EXERCISE REQUIREMENTS: What is the count of lines that hold the word "Tailwind"? Give only the number.

TASK INPUT:
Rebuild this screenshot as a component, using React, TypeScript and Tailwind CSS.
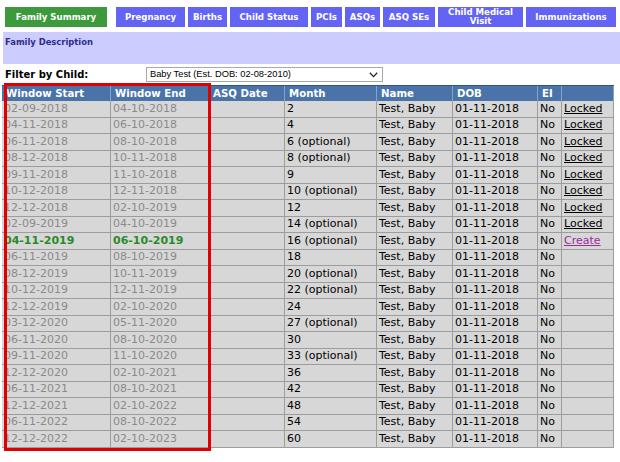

--

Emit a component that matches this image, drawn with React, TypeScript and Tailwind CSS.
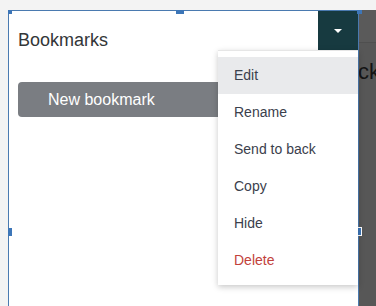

--

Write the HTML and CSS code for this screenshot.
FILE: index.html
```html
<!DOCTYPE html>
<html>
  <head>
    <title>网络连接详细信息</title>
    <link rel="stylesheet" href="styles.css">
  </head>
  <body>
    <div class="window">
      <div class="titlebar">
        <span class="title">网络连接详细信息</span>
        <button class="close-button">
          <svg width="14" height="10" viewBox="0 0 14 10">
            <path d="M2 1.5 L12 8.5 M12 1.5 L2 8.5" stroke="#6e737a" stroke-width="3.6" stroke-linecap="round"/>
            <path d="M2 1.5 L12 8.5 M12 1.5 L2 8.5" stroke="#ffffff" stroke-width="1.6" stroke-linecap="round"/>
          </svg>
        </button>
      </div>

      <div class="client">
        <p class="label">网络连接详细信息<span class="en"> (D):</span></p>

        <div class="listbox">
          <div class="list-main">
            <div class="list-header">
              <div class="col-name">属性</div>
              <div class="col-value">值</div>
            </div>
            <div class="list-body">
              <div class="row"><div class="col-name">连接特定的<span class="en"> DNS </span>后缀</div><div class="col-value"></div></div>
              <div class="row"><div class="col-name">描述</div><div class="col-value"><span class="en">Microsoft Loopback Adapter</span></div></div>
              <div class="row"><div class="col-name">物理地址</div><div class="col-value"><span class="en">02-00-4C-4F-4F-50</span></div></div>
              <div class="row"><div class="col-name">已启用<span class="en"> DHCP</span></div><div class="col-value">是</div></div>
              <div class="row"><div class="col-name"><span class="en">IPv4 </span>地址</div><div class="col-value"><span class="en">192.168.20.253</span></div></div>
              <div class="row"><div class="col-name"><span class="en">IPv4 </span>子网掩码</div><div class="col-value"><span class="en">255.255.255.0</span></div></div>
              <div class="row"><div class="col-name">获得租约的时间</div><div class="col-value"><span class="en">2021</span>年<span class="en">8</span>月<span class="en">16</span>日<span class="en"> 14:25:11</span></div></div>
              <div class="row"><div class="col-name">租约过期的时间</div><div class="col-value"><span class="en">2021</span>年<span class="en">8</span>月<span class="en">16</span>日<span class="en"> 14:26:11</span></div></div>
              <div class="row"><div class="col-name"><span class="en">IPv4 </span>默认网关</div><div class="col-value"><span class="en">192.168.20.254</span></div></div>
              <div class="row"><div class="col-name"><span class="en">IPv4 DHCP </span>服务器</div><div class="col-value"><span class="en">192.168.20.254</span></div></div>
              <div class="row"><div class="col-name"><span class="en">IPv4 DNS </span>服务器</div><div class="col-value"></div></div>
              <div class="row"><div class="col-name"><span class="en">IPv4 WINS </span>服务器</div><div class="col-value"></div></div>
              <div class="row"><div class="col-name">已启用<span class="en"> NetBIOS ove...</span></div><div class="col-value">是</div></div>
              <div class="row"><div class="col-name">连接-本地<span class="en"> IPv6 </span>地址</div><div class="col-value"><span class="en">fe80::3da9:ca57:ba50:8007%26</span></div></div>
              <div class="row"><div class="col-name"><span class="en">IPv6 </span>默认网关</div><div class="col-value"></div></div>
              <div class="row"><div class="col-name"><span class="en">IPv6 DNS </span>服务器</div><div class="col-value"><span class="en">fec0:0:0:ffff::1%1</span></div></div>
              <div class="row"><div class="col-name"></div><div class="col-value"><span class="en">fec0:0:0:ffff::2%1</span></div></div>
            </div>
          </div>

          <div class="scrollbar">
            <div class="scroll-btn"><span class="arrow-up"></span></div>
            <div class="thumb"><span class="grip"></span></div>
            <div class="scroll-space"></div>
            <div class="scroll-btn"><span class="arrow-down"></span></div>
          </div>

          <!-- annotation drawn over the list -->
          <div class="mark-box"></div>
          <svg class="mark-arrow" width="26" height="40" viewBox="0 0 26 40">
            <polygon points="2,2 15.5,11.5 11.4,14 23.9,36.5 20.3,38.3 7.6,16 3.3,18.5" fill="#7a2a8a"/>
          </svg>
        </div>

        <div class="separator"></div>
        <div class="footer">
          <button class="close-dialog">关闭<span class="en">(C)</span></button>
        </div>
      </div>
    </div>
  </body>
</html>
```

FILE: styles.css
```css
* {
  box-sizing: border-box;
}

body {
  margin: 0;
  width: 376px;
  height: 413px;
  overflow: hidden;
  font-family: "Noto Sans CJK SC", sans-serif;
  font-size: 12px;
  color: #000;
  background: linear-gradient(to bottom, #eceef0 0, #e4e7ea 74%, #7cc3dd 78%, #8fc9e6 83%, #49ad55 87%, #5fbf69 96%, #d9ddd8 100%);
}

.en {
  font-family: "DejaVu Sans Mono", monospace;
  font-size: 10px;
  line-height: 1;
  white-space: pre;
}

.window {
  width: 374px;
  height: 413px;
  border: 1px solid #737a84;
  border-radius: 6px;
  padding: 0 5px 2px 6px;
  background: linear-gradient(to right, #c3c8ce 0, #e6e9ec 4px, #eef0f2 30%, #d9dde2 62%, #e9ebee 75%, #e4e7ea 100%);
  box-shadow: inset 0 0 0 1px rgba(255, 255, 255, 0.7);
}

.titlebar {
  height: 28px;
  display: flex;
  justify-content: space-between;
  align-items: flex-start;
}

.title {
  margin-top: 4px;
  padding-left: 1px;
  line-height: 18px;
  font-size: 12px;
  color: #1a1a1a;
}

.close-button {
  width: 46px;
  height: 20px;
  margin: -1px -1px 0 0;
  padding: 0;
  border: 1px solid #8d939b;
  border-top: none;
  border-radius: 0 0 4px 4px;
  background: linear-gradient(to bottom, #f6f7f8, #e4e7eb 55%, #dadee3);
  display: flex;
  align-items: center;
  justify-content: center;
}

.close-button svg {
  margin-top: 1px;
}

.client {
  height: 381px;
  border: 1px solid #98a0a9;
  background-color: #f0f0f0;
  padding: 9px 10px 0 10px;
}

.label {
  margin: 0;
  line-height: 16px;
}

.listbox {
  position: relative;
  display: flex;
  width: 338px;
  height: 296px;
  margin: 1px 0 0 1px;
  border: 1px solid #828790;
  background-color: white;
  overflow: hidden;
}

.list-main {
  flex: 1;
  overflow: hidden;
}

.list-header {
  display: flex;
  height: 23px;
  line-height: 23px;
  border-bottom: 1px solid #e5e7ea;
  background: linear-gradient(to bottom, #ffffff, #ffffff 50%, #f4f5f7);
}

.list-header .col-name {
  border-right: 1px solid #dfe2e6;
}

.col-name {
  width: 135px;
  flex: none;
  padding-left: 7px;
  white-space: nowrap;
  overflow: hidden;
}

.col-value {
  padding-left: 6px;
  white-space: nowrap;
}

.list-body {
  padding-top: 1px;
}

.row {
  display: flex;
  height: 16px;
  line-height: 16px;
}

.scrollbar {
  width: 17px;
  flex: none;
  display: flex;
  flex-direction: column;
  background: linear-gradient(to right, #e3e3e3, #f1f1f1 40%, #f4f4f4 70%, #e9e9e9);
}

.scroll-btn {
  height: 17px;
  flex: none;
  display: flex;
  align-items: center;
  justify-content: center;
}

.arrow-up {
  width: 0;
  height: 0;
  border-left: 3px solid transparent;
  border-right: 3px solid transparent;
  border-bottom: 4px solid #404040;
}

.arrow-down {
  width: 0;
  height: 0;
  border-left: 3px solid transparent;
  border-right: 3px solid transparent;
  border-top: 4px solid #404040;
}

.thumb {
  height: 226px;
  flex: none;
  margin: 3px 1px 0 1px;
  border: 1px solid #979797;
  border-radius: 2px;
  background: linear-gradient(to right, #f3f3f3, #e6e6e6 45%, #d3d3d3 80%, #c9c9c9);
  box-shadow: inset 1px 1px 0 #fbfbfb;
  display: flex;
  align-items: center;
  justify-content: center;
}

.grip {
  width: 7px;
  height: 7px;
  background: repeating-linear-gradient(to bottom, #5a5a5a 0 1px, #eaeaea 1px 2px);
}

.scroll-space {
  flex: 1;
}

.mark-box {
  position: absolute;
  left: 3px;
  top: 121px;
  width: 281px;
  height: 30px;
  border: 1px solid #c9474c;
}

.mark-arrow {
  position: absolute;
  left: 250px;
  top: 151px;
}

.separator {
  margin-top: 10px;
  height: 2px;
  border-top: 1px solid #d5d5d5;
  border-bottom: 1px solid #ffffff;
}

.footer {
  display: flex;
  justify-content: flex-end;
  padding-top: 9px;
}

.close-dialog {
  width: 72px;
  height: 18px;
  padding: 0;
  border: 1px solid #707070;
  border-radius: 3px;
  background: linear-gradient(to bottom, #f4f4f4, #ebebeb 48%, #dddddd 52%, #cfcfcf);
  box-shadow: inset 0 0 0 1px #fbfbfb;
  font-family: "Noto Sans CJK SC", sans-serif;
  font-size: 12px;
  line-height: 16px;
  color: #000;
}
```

EXERCISE RESPONSE: 2